RECORDS FOR PROCESSING:
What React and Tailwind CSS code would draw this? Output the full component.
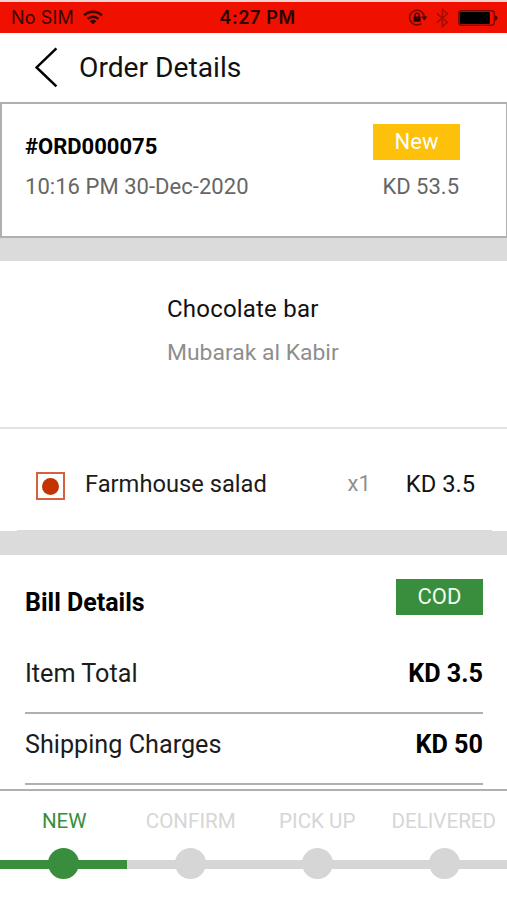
function WifiIcon() {
  return (
    <svg className="ml-[9px] h-[16px] w-[20px]" viewBox="0 0 20 16" fill="none" stroke="#3a0400" strokeWidth="2.4">
      <path d="M1.2 5.4A12.6 12.6 0 0 1 18.8 5.4" />
      <path d="M4.6 8.9A7.8 7.8 0 0 1 15.4 8.9" />
      <path d="M10 14.6L6.7 11.2A4.7 4.7 0 0 1 13.3 11.2Z" fill="#3a0400" stroke="none" />
    </svg>
  );
}

function RotationLockIcon() {
  return (
    <svg className="h-[18px] w-[20px]" viewBox="0 0 20 18" fill="none">
      <path d="M13.6 14.4A7.4 7.4 0 1 1 16.4 8.2" stroke="#6a0a04" strokeWidth="1.5" />
      <path d="M13.2 7.6H19.4L16.3 11.4Z" fill="#3a0400" />
      <rect x="5.6" y="7.6" width="7" height="5.2" rx="0.6" fill="#2a0300" />
      <path d="M7.1 8V6.1A2 2 0 0 1 11.1 6.1V8" stroke="#2a0300" strokeWidth="1.3" />
    </svg>
  );
}

function BluetoothIcon() {
  return (
    <svg className="h-[20px] w-[13px]" viewBox="0 0 13 20" fill="none" stroke="#a30d06" strokeWidth="1.5">
      <path d="M0.8 5.4L11.4 14.2L6.4 18.4V1.6L11.4 5.8L0.8 14.6" />
    </svg>
  );
}

function BatteryIcon() {
  return (
    <svg className="h-[16px] w-[40px]" viewBox="0 0 40 16">
      <rect x="0.8" y="0.8" width="35.4" height="14.4" rx="2.6" fill="none" stroke="#7a0a04" strokeWidth="1.4" />
      <rect x="1.8" y="2" width="30" height="12" rx="1" fill="#000" />
      <path d="M37.2 5.2Q39.6 6.2 39.6 8T37.2 10.8Z" fill="#3a0400" />
    </svg>
  );
}

const bill = [
  { label: "Item Total", value: "KD 3.5" },
  { label: "Shipping Charges", value: "KD 50" },
];

const steps = [
  { label: "NEW", active: true },
  { label: "CONFIRM", active: false },
  { label: "PICK UP", active: false },
  { label: "DELIVERED", active: false },
];

export default function App() {
  return (
    <div className="flex h-[900px] w-[507px] flex-col overflow-hidden whitespace-nowrap bg-white font-['Roboto',sans-serif] text-black">
      <div className="grid h-[33px] shrink-0 grid-cols-[1fr_auto_1fr] items-center border-t-2 border-[#f3d3d0] bg-[#f01000] pt-px font-['Inter',sans-serif]">
        <div className="flex items-center pl-[11px]">
          <span className="text-[18px] leading-[20px] tracking-[0.15px] text-[#3a0400]">No SIM</span>
          <WifiIcon />
        </div>
        <span className="pl-[8px] text-[18px] font-semibold leading-[20px] tracking-[0.6px] text-[#2a0300]">4:27 PM</span>
        <div className="flex items-center justify-end pr-[9px]">
          <RotationLockIcon />
          <span className="w-[8px]" />
          <BluetoothIcon />
          <span className="w-[9px]" />
          <BatteryIcon />
        </div>
      </div>

      <header className="flex h-[69px] shrink-0 items-center pl-[34px]">
        <svg className="h-[42px] w-[24px]" viewBox="0 0 24 42" fill="none" stroke="#000" strokeWidth="2.5">
          <path d="M22.4 1.4L2.6 20.4L22.4 39.4" />
        </svg>
        <h1 className="ml-[21px] text-[28.2px] leading-[32px] text-[#111]">Order Details</h1>
      </header>

      <section className="flex h-[136px] shrink-0 justify-between border-2 border-r border-[#b0b0b0] pl-[23px] pr-[46px]">
        <div className="flex flex-col pt-[28px]">
          <span className="text-[22px] font-bold leading-[30px]">#ORD000075</span>
          <span className="mt-[10px] text-[22px] leading-[30px] tracking-[0.04px] text-[#666]">10:16 PM 30-Dec-2020</span>
        </div>
        <div className="flex flex-col items-end pt-[20px]">
          <span className="h-[36px] w-[87px] bg-[#fdc10b] text-center text-[22px] leading-[36px] text-white">New</span>
          <span className="mt-[12px] pr-px text-[22px] leading-[30px] text-[#666]">KD 53.5</span>
        </div>
      </section>
      <div className="h-[23px] shrink-0 bg-[#dbdbdb]" />

      <section className="flex h-[168px] shrink-0 flex-col border-b-2 border-[#e2e2e2] pl-[167px] pt-[33px]">
        <span className="text-[24px] leading-[30px] tracking-[0.2px] text-[#111]">Chocolate bar</span>
        <span className="mt-[14px] text-[22.9px] leading-[30px] text-[#8e8e8e]">Mubarak al Kabir</span>
      </section>

      <section className="flex h-[101px] shrink-0 pl-[36px] pr-[32px] pt-[40px]">
        <div className="mt-[3px] flex h-[28px] w-[29px] items-center justify-center border-2 border-[#d4623f]">
          <span className="h-[17px] w-[17px] rounded-full bg-[#c43302]" />
        </div>
        <span className="ml-[20px] text-[23.7px] leading-[30px] text-[#1c1c1c]">Farmhouse salad</span>
        <span className="ml-auto text-[22px] leading-[30px] text-[#909090]">x1</span>
        <span className="ml-[35px] text-[23.7px] leading-[30px] text-[#111]">KD 3.5</span>
      </section>
      <div className="ml-[17px] mr-[15px] h-px shrink-0 bg-[#dbdbdb]" />
      <div className="h-[24px] shrink-0 bg-[#dbdbdb]" />

      <section className="flex h-[234px] shrink-0 flex-col pl-[25px] pr-[24px]">
        <div className="flex h-[83px] justify-between pt-[24px]">
          <h2 className="mt-[8px] text-[25px] font-bold leading-[31px]">Bill Details</h2>
          <span className="h-[36px] w-[87px] bg-[#388e3c] text-center text-[22px] leading-[36px] text-[#f0faf0]">COD</span>
        </div>
        <div className="flex flex-col pt-[5px]">
          {bill.map((row) => (
            <div key={row.label} className="flex h-[71px] justify-between border-b-2 border-[#b0b0b0] pt-[11px] text-[25.2px] leading-[40px]">
              <span className="text-[#1c1c1c]">{row.label}</span>
              <span className="font-bold">{row.value}</span>
            </div>
          ))}
        </div>
      </section>

      <footer className="flex h-[111px] shrink-0 flex-col border-t-2 border-[#b0b0b0] bg-white">
        <div className="grid grid-cols-4 pl-px pt-[15px] text-center text-[20.6px] leading-[30px]">
          {steps.map((step) => (
            <div key={step.label} className={step.active ? "flex justify-center text-[#388e3c]" : "flex justify-center text-[#d6d6d6]"}>
              {step.label}
            </div>
          ))}
        </div>
        <div className="mt-[11px] grid h-[32px] grid-cols-4">
          {steps.map((step) => (
            <div key={step.label} className="grid place-items-center">
              <span className={step.active ? "col-start-1 row-start-1 mt-[3px] h-[9px] w-full bg-[#388e3c]" : "col-start-1 row-start-1 mt-[3px] h-[9px] w-full bg-[#d6d6d6]"} />
              <span className={step.active ? "col-start-1 row-start-1 ml-px h-[31px] w-[31px] rounded-full bg-[#388e3c]" : "col-start-1 row-start-1 ml-px h-[31px] w-[31px] rounded-full bg-[#d6d6d6]"} />
            </div>
          ))}
        </div>
      </footer>
    </div>
  );
}
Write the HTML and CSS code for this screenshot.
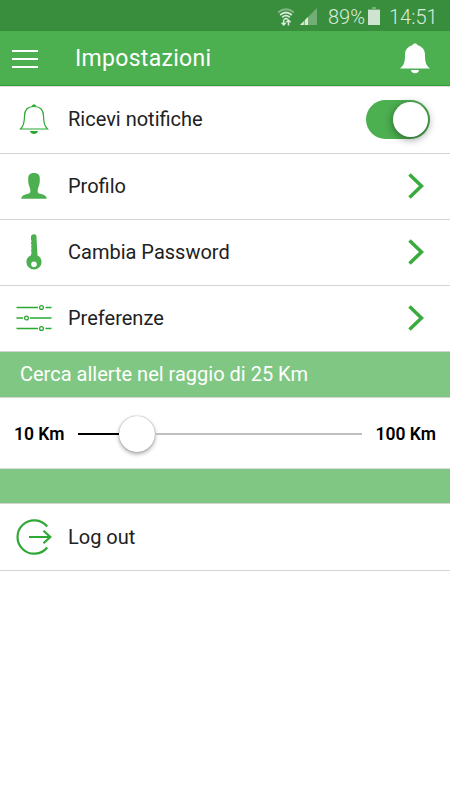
FILE: index.html
```html
<!DOCTYPE html>
<html lang="it">
<head>
  <meta charset="utf-8">
  <title>Impostazioni</title>
  <link rel="stylesheet" href="styles.css">
</head>
<body>
  <div class="status-bar">
    <svg class="wifi" width="18" height="20" viewBox="0 0 18 20">
      <path d="M1 5.500Q9-1 17 5.500" stroke="#81b783"/>
      <path d="M3.200 8Q9 3 14.800 8M5.200 10.400Q9 7 12.800 10.400M7.200 12.400Q9 11 10.800 12.400" stroke="#dcebdc"/>
      <path d="M6.700 12.500V18M4.600 15.800l2.100 2.200 2.100-2.200M11.500 18.500v-5.500M9.400 15.200l2.100-2.200 2.100 2.200" stroke="#dcebdc" stroke-width="1.500"/>
    </svg>
    <svg class="signal" width="17" height="17" viewBox="0 0 17 17">
      <path d="M0 17L17 0V17Z" fill="#72ae75"/>
      <path d="M0 17L8 9V17Z" fill="#dcebdc"/>
      <path d="M4.300 12V17" stroke="#388e3c" stroke-width=".7"/>
    </svg>
    <span class="percent">89%</span>
    <svg class="battery" width="12" height="18" viewBox="0 0 12 18">
      <path d="M4 0H8V2H12V4H0V2H4Z" fill="#72ae75"/>
      <path d="M0 3H12V18H0Z" fill="#cfe4d0"/>
    </svg>
    <span class="time">14:51</span>
  </div>

  <div class="header">
    <div class="menu">
      <span></span>
      <span></span>
      <span></span>
    </div>
    <h1>Impostazioni</h1>
    <svg class="bell" width="30" height="31" viewBox="0 0 30 31">
      <path d="M0 25.500C4 22.500 5 19 5 12C5 6.500 8 3.300 12.500 2.200C12.700 -.2 17.300 -.2 17.500 2.200C22 3.300 25 6.500 25 12C25 19 26 22.500 30 25.500Z" fill="#fff"/>
      <path d="M11 27H19C18.500 31.300 11.500 31.300 11 27Z" fill="#fff"/>
    </svg>
  </div>

  <div class="list">
    <div class="row first">
      <div class="icon">
        <svg width="30" height="31" viewBox="0 0 30 31">
          <path d="M1.500 25C4.800 22 5.500 18.500 5.500 12C5.500 6 8.500 2.500 15 2.500C21.500 2.500 24.500 6 24.500 12C24.500 18.500 25.200 22 28.500 25Z" fill="none" stroke="#2ba832" stroke-width="1.200"/>
          <path d="M12.800 2.300C12.800 -.1 17.200 -.1 17.200 2.300ZM11 27H19C18.300 31 11.700 31 11 27Z" fill="#2ba832"/>
        </svg>
      </div>
      <span class="label">Ricevi notifiche</span>
      <div class="toggle"><span class="knob"></span></div>
    </div>
    <div class="row">
      <div class="icon">
        <svg width="26" height="26" viewBox="0 0 26 26">
          <path d="M13 0C9 0 7 2 7.200 6C7.200 9 7.500 11.500 8.300 13.500C9.300 15.500 9.300 17 9.300 18.500C9.300 20.500 7.500 20.600 5 21.300C2 22.200 .4 23.300 .3 25.700H25.700C25.600 23.300 24 22.200 21 21.300C18.500 20.600 16.700 20.500 16.700 18.500C16.700 17 16.700 15.500 17.700 13.500C18.500 11.500 18.800 9 18.800 6C19 2 17 0 13 0Z" fill="#4caf50"/>
        </svg>
      </div>
      <span class="label">Profilo</span>
      <svg class="arrow" width="16" height="26" viewBox="0 0 16 26"><path d="M1.500 1.500L13.500 13L1.500 24.500"/></svg>
    </div>
    <div class="row">
      <div class="icon">
        <svg width="16" height="36" viewBox="0 0 16 36">
          <path d="M6.500 .5L9 .3L10.400 1.500L11.500 21.500C14 22.700 15.600 25 15.600 28A7.600 7.600 0 0 1 .4 28C.4 25 2 22.700 5 21.300L5.600 18L5 16.500L5.600 14.500L5 12.500L5.600 11L4.800 9L5.600 7.500L5 5.500V2Z" fill="#4caf50"/>
          <circle cx="8" cy="30.200" r="2.800" fill="#fff"/>
        </svg>
      </div>
      <span class="label">Cambia Password</span>
      <svg class="arrow" width="16" height="26" viewBox="0 0 16 26"><path d="M1.500 1.500L13.500 13L1.500 24.500"/></svg>
    </div>
    <div class="row">
      <div class="icon">
        <svg width="36" height="28" viewBox="0 0 36 28" fill="none" stroke="#2ba832" stroke-width="1.300">
          <path d="M.5 3.500H22M29.500 3.500H35.500M.5 14H7M14 14H35.500M.5 24.500H22M29.500 24.500H35.500"/>
          <circle cx="25.500" cy="3.500" r="1.900"/>
          <circle cx="10.500" cy="14" r="1.900"/>
          <circle cx="25.500" cy="24.500" r="1.900"/>
        </svg>
      </div>
      <span class="label">Preferenze</span>
      <svg class="arrow" width="16" height="26" viewBox="0 0 16 26"><path d="M1.500 1.500L13.500 13L1.500 24.500"/></svg>
    </div>
    <div class="divider"><span>Cerca allerte nel raggio di 25 Km</span></div>
    <div class="range">
      <b class="min">10 Km</b>
      <div class="track">
        <div class="filled"></div>
        <div class="thumb"></div>
        <div class="rest"></div>
      </div>
      <b class="max">100 Km</b>
    </div>
    <div class="divider empty"></div>
    <div class="row last">
      <div class="icon">
        <svg width="36" height="36" viewBox="0 0 36 36" fill="none" stroke="#2fa836" stroke-width="2.200">
          <path d="M31.200 7.500A16.700 16.700 0 1 0 31.200 28.500"/>
          <path d="M13 18H34M27.500 11.800L34.300 18L27.500 24.200"/>
        </svg>
      </div>
      <span class="label">Log out</span>
    </div>
  </div>
</body>
</html>
```
FILE: styles.css
```css
body {
  margin: 0;
  background: #fff;
  font-family: Roboto, sans-serif;
  color: #212121;
}
svg {
  display: block;
  flex: none;
}
.status-bar {
  height: 31px;
  box-sizing: border-box;
  padding: 2px 15px 0 0;
  background: #388e3c;
  color: #dcebdc;
  display: flex;
  align-items: center;
  justify-content: flex-end;
  font-size: 20px;
  font-weight: 300;
}
.wifi {
  fill: none;
  stroke-width: 1.7;
  margin-right: 5px;
}
.signal {
  margin-right: 11px;
}
.percent {
  width: 37px;
}
.battery {
  margin: 0 9px 2px 3px;
}
.time {
  width: 46px;
}
.header {
  height: 55px;
  box-sizing: border-box;
  padding: 0 20px 0 12px;
  background: #4caf50;
  border-bottom: 1px solid #35a03a;
  display: flex;
  align-items: center;
}
.menu {
  width: 26px;
  margin-right: 37px;
  padding-top: 1px;
  display: grid;
  gap: 6px;
}
.menu span {
  height: 2px;
  background: #fff;
}
h1 {
  flex: 1;
  margin: 0;
  color: #fff;
  font-size: 23px;
  font-weight: 400;
  letter-spacing: 0.3px;
}
.list {
  border-top: 1px solid #ddd;
}
.row {
  height: 66px;
  box-sizing: border-box;
  padding: 0 26px 1px 0;
  border-bottom: 1px solid #d3d3d3;
  display: flex;
  align-items: center;
}
.row.first {
  height: 67px;
  padding-right: 20px;
  padding-bottom: 2px;
}
.row.last {
  height: 67px;
  padding-bottom: 0;
}
.icon {
  width: 68px;
  display: flex;
  justify-content: center;
}
.label {
  flex: 1;
  font-size: 20px;
}
.arrow {
  fill: none;
  stroke: #3bab40;
  stroke-width: 3.6;
}
.toggle {
  width: 64px;
  height: 39px;
  box-sizing: border-box;
  padding: 2px;
  border-radius: 20px;
  background: #4caf50;
  display: flex;
  justify-content: flex-end;
}
.knob {
  width: 35px;
  height: 35px;
  border-radius: 50%;
  background: #fff;
  box-shadow: 0 2px 8px rgba(0, 0, 0, 0.45);
}
.divider {
  height: 46px;
  box-sizing: border-box;
  padding-left: 20px;
  background: #81c784;
  border-bottom: 1px solid #d3d3d3;
  color: #fff;
  font-size: 20px;
  line-height: 45px;
}
.divider.empty {
  height: 35px;
}
.range {
  height: 71px;
  box-sizing: border-box;
  padding: 1px 14px 0;
  border-bottom: 1px solid #ddd;
  color: #000;
  font-size: 17.5px;
  display: flex;
  align-items: center;
  justify-content: space-between;
}
.range b {
  font-weight: 600;
}
.track {
  width: 284px;
  display: flex;
  align-items: center;
}
.filled {
  width: 41px;
  height: 2px;
  background: #000;
}
.thumb {
  width: 36px;
  height: 36px;
  border-radius: 50%;
  background: #fff;
  box-shadow: 0 0 1px rgba(0, 0, 0, 0.5), 0 2px 4px rgba(0, 0, 0, 0.35);
}
.rest {
  flex: 1;
  height: 2px;
  background: #c0c0c0;
}
```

PROBLEM TO WORK ON:
Count every line above that holds the word "code", and state the number and nothing more.

RESPONSE:
2